Data segment:
★ ★ ★ ★

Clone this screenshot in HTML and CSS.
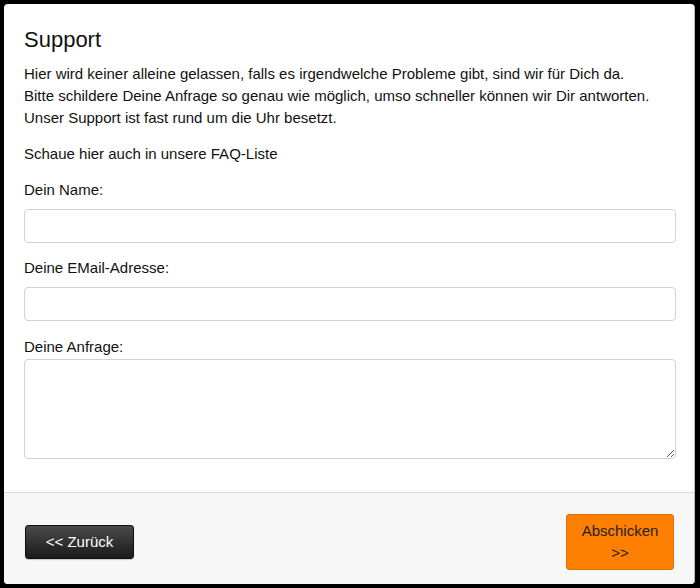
FILE: index.html
```html
<!DOCTYPE html>
<html lang="de">
<head>
<meta charset="utf-8">
<title>Support</title>
<link rel="stylesheet" href="styles.css">
</head>
<body>
<div class="modal">
  <div class="modal-body">
    <h2 class="title">Support</h2>
    <p class="intro">Hier wird keiner alleine gelassen, falls es irgendwelche Probleme gibt, sind wir für Dich da.<br>Bitte schildere Deine Anfrage so genau wie möglich, umso schneller können wir Dir antworten.<br>Unser Support ist fast rund um die Uhr besetzt.</p>
    <p class="faq">Schaue hier auch in unsere FAQ-Liste</p>
    <label class="label">Dein Name:</label>
    <input class="field" type="text">
    <label class="label">Deine EMail-Adresse:</label>
    <input class="field" type="text">
    <label class="label label-area">Deine Anfrage:</label>
    <textarea class="area"></textarea>
  </div>
  <div class="modal-footer">
    <button class="btn btn-back">&lt;&lt; Zurück</button>
    <button class="btn btn-send">Abschicken<br>&gt;&gt;</button>
  </div>
</div>
</body>
</html>
```

FILE: styles.css
```css
html, body {
  margin: 0;
  padding: 0;
  background: #000;
}
body {
  padding: 4px 5px 4px 4px;
  font-family: "Liberation Sans", Arial, sans-serif;
  color: #111;
}
.modal {
  background: #fff;
  border-radius: 4px;
  border-right: 1px solid #bbb;
  height: 580px;
  display: flex;
  flex-direction: column;
  overflow: hidden;
}
.modal-body {
  padding: 23px 18px 0 20px;
  height: 465px;
  display: flex;
  flex-direction: column;
}
.title {
  margin: 0;
  font-size: 22px;
  font-weight: normal;
  line-height: 26px;
}
.intro {
  margin: 10px 0 0;
  font-size: 15px;
  line-height: 22px;
}
.faq {
  margin: 14px 0 0;
  font-size: 15px;
  line-height: 22px;
}
.label {
  display: block;
  margin-top: 14px;
  font-size: 15px;
  line-height: 22px;
}
.label-area {
  margin-top: 15px;
}
.field {
  display: block;
  box-sizing: border-box;
  margin: 8px 0 0;
  width: 100%;
  height: 34px;
  border: 1px solid #d3d3d3;
  border-radius: 4px;
  background: #fff;
  font: inherit;
}
.area {
  display: block;
  box-sizing: border-box;
  margin: 1px 0 0;
  width: 100%;
  height: 100px;
  border: 1px solid #d3d3d3;
  border-radius: 4px;
  background: #fff;
  resize: vertical;
  font: inherit;
}
.modal-footer {
  flex: 1;
  background: #f7f7f7;
  border-top: 1px solid #ddd;
  padding: 21px 20px 14px 21px;
  display: flex;
  justify-content: space-between;
  align-items: center;
}
.btn {
  font-family: "Liberation Sans", Arial, sans-serif;
  font-size: 15px;
  line-height: 22px;
  border-radius: 3px;
  cursor: pointer;
}
.btn-back {
  width: 109px;
  height: 34px;
  padding: 0;
  color: #fff;
  background: linear-gradient(#4a4a4a, #1a1a1a);
  border: 1px solid #111;
  box-shadow: 0 1px 1px rgba(0,0,0,0.2);
}
.btn-send {
  width: 108px;
  height: 56px;
  padding: 5px 0;
  color: #222;
  background: #ff7f00;
  border: 1px solid #e06e00;
}
```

★ ★ ★ ★

Directive: Return the full material word for word. Do not include the pictures.

Solution below:
Clone this screenshot in HTML and CSS.
FILE: index.html
```html
<!DOCTYPE html>
<html lang="de">
<head>
<meta charset="utf-8">
<title>Support</title>
<link rel="stylesheet" href="styles.css">
</head>
<body>
<div class="modal">
  <div class="modal-body">
    <h2 class="title">Support</h2>
    <p class="intro">Hier wird keiner alleine gelassen, falls es irgendwelche Probleme gibt, sind wir für Dich da.<br>Bitte schildere Deine Anfrage so genau wie möglich, umso schneller können wir Dir antworten.<br>Unser Support ist fast rund um die Uhr besetzt.</p>
    <p class="faq">Schaue hier auch in unsere FAQ-Liste</p>
    <label class="label">Dein Name:</label>
    <input class="field" type="text">
    <label class="label">Deine EMail-Adresse:</label>
    <input class="field" type="text">
    <label class="label label-area">Deine Anfrage:</label>
    <textarea class="area"></textarea>
  </div>
  <div class="modal-footer">
    <button class="btn btn-back">&lt;&lt; Zurück</button>
    <button class="btn btn-send">Abschicken<br>&gt;&gt;</button>
  </div>
</div>
</body>
</html>
```

FILE: styles.css
```css
html, body {
  margin: 0;
  padding: 0;
  background: #000;
}
body {
  padding: 4px 5px 4px 4px;
  font-family: "Liberation Sans", Arial, sans-serif;
  color: #111;
}
.modal {
  background: #fff;
  border-radius: 4px;
  border-right: 1px solid #bbb;
  height: 580px;
  display: flex;
  flex-direction: column;
  overflow: hidden;
}
.modal-body {
  padding: 23px 18px 0 20px;
  height: 465px;
  display: flex;
  flex-direction: column;
}
.title {
  margin: 0;
  font-size: 22px;
  font-weight: normal;
  line-height: 26px;
}
.intro {
  margin: 10px 0 0;
  font-size: 15px;
  line-height: 22px;
}
.faq {
  margin: 14px 0 0;
  font-size: 15px;
  line-height: 22px;
}
.label {
  display: block;
  margin-top: 14px;
  font-size: 15px;
  line-height: 22px;
}
.label-area {
  margin-top: 15px;
}
.field {
  display: block;
  box-sizing: border-box;
  margin: 8px 0 0;
  width: 100%;
  height: 34px;
  border: 1px solid #d3d3d3;
  border-radius: 4px;
  background: #fff;
  font: inherit;
}
.area {
  display: block;
  box-sizing: border-box;
  margin: 1px 0 0;
  width: 100%;
  height: 100px;
  border: 1px solid #d3d3d3;
  border-radius: 4px;
  background: #fff;
  resize: vertical;
  font: inherit;
}
.modal-footer {
  flex: 1;
  background: #f7f7f7;
  border-top: 1px solid #ddd;
  padding: 21px 20px 14px 21px;
  display: flex;
  justify-content: space-between;
  align-items: center;
}
.btn {
  font-family: "Liberation Sans", Arial, sans-serif;
  font-size: 15px;
  line-height: 22px;
  border-radius: 3px;
  cursor: pointer;
}
.btn-back {
  width: 109px;
  height: 34px;
  padding: 0;
  color: #fff;
  background: linear-gradient(#4a4a4a, #1a1a1a);
  border: 1px solid #111;
  box-shadow: 0 1px 1px rgba(0,0,0,0.2);
}
.btn-send {
  width: 108px;
  height: 56px;
  padding: 5px 0;
  color: #222;
  background: #ff7f00;
  border: 1px solid #e06e00;
}
```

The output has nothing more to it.